Ces immeubles, construits ou habituellement achetés en vue de leur vente, constituent, du point de vue fiscal, un stock immobilier.

Lorsque ces profits sont réalisés par des sociétés qui n’ont pas d’ES en France, ils sont soumis au prélèvement dont le taux est fixé à l’article 244 bis du CGI (BOI-BIC-CHAMP-20-50, 12/09/2012, n°110 à 130 et BOI-BIC-CHAMP-20-10-40, 29/06/2022 n°240 et s.).

Pour les sociétés passibles de l’IS, le prélèvement s’impute sur le montant de l’IS dû par le cédant au titre de l’année de réalisation des profits, l’excédent leur étant restitué dès lors qu’elles sont résidentes d’un État de l’UE ou d’un État ou territoire ayant conclu avec la France une convention fiscale qui contient une clause d’assistance administrative en matière d’échange de renseignements et de lutte contre la fraude et l’évasion fiscales et n’étant pas non coopératif au sens de l’article 238-0 A du CGI (BOI-IS-RICI-30-20-29/06/2022 n°80 et 90 et BOI-BIC-CHAMP-20-10-40, 29/06/2022, n°370 et s.).

Afin d’appliquer les dispositions des articles 35 et 244 bis du CGI, l’administration fiscale doit cumulativement prouver (BOI-BIC-CHAMP-20-10-10 n°20 et s.) :

  • L’intention spéculative du cédant – appréciée à la date d’acquisition des immeubles ultérieurement revendus ; et
  • Le caractère habituel – apprécié selon le nombre d’opérations réalisées et leur fréquence.

244 bis A du CGI

Sous réserve des conventions internationales, les plus-values immobilières réalisées à titre occasionnel par des non-résidents sont soumises à un prélèvement spécifique (CGI, art. 244 bis A), dont le taux varie en fonction de la qualité du cédant et de sa résidence fiscale.

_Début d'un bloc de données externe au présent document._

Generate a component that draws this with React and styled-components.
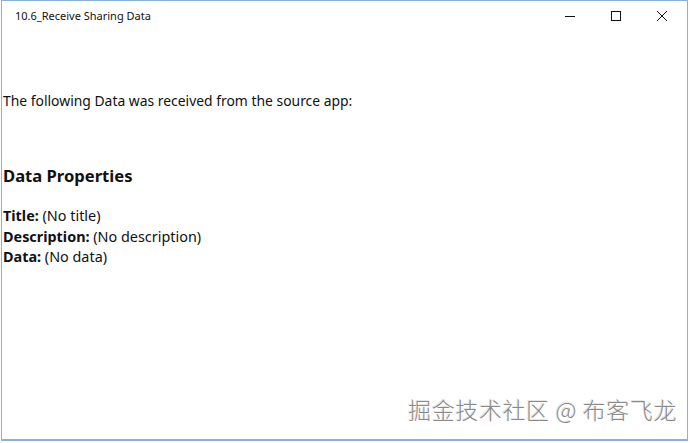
import styled, { createGlobalStyle } from 'styled-components';

const GlobalStyle = createGlobalStyle`
    html, body {
        margin: 0;
        padding: 0;
        background: #ffffff;
    }
    body {
        font-family: "Noto Sans", "Open Sans", sans-serif;
    }
`;

const Screen = styled.div`
    position: relative;
    width: 690px;
    height: 443px;
    overflow: hidden;
    background: #fdfdfd;
`;

const Window = styled.div`
    box-sizing: border-box;
    margin-left: 1px;
    width: 687px;
    height: 441px;
    border: 1px solid #8cb0d6;
    border-bottom-width: 2px;
    background: #ffffff;
    display: flex;
    flex-direction: column;
`;

const TitleBar = styled.div`
    height: 32px;
    display: flex;
    align-items: center;
    justify-content: space-between;
    flex-shrink: 0;
`;

const Title = styled.span`
    padding-left: 13px;
    padding-bottom: 3px;
    font-size: 11px;
    color: #111;
`;

const Controls = styled.div`
    display: flex;
    height: 100%;
    margin-right: 2px;
`;

const ControlButton = styled.div`
    width: 46px;
    height: 100%;
    display: flex;
    align-items: center;
    justify-content: center;
    padding-bottom: 2px;
    box-sizing: border-box;
`;

const Content = styled.div`
    padding: 58px 0 0 1px;
    color: #111;
    font-size: 13.9px;
`;

const Intro = styled.p`
    margin: 0;
    line-height: 20px;
`;

const Heading = styled.h2`
    margin: 53px 0 18px;
    font-size: 16.6px;
    font-weight: 700;
    line-height: 24px;
`;

const Row = styled.div`
    font-size: 14.4px;
    line-height: 20.5px;
    b {
        font-weight: 700;
    }
`;

const Watermark = styled.div`
    position: absolute;
    right: 13px;
    bottom: 17px;
    font-family: "Noto Sans CJK SC", sans-serif;
    font-size: 23px;
    font-weight: 300;
    color: #8a8a8a;
    letter-spacing: 0.6px;
    text-shadow: 1px 1px 0 #ffffff, -1px -1px 0 #e6e6e6;
`;

const Minimize = () => (
    <svg width="12" height="12" viewBox="0 0 12 12">
        <line x1="1" y1="6.5" x2="11" y2="6.5" stroke="#111" strokeWidth="1" />
    </svg>
);

const Maximize = () => (
    <svg width="12" height="12" viewBox="0 0 12 12">
        <rect x="1.5" y="1.5" width="9" height="9" fill="none" stroke="#111" strokeWidth="1" />
    </svg>
);

const Close = () => (
    <svg width="12" height="12" viewBox="0 0 12 12">
        <path d="M1 1 L11 11 M11 1 L1 11" stroke="#111" strokeWidth="1" />
    </svg>
);

const App = () => {
    return (
        <Screen>
            <GlobalStyle />
            <Window>
                <TitleBar>
                    <Title>10.6_Receive Sharing Data</Title>
                    <Controls>
                        <ControlButton><Minimize /></ControlButton>
                        <ControlButton><Maximize /></ControlButton>
                        <ControlButton><Close /></ControlButton>
                    </Controls>
                </TitleBar>
                <Content>
                    <Intro>The following Data was received from the source app:</Intro>
                    <Heading>Data Properties</Heading>
                    <Row><b>Title:</b> (No title)</Row>
                    <Row><b>Description:</b> (No description)</Row>
                    <Row><b>Data:</b> (No data)</Row>
                </Content>
            </Window>
            <Watermark>掘金技术社区 @ 布客飞龙</Watermark>
        </Screen>
    );
};

export default App;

Le prélèvement prévu à l’article 244 bis A du CGI n’est pas libératoire de l’impôt.

Il vient toutefois s’imputer sur le montant de l’IS dû en France, au titre de l’exercice fiscal de réalisation de la plus-value, par la personne morale non-résidente, à raison de l’ensemble des produits dont l’imposition est réservée à la France par les conventions fiscales internationales.

Si ce prélèvement est supérieur à l’IS dû, l’excédent est restitué aux seules sociétés résidentes d’un État membre de l’UE ou d’un autre État ou territoire ayant conclu avec la France une convention fiscale qui contient une clause d’assistance administrative en matière d’échange de renseignement et de lutte contre la fraude et l’évasion fiscales et n’étant pas non coopératif au sens de l’article 238-0 A du CGI (CGI, art. 244 bis A, V et BOI-RFPI-PVINR-40-29/06/2022 n°30).

L’histoire

En août 2007, une société danoise, ayant pour objet le négoce de biens immobiliers, a acquis un bien immobilier en France. Elle a ensuite divisé ce bien en plusieurs lots et a procédé à 2 cessions en décembre 2014, ainsi qu’à une 3e cession en 2016.

En tant que société étrangère n’ayant pas d’ES en France, elle a payé un prélèvement de 33,1/3%, sur la base des profits réalisés lors de ces cessions, sur le fondement des dispositions de l’article 244 bis A du CGI.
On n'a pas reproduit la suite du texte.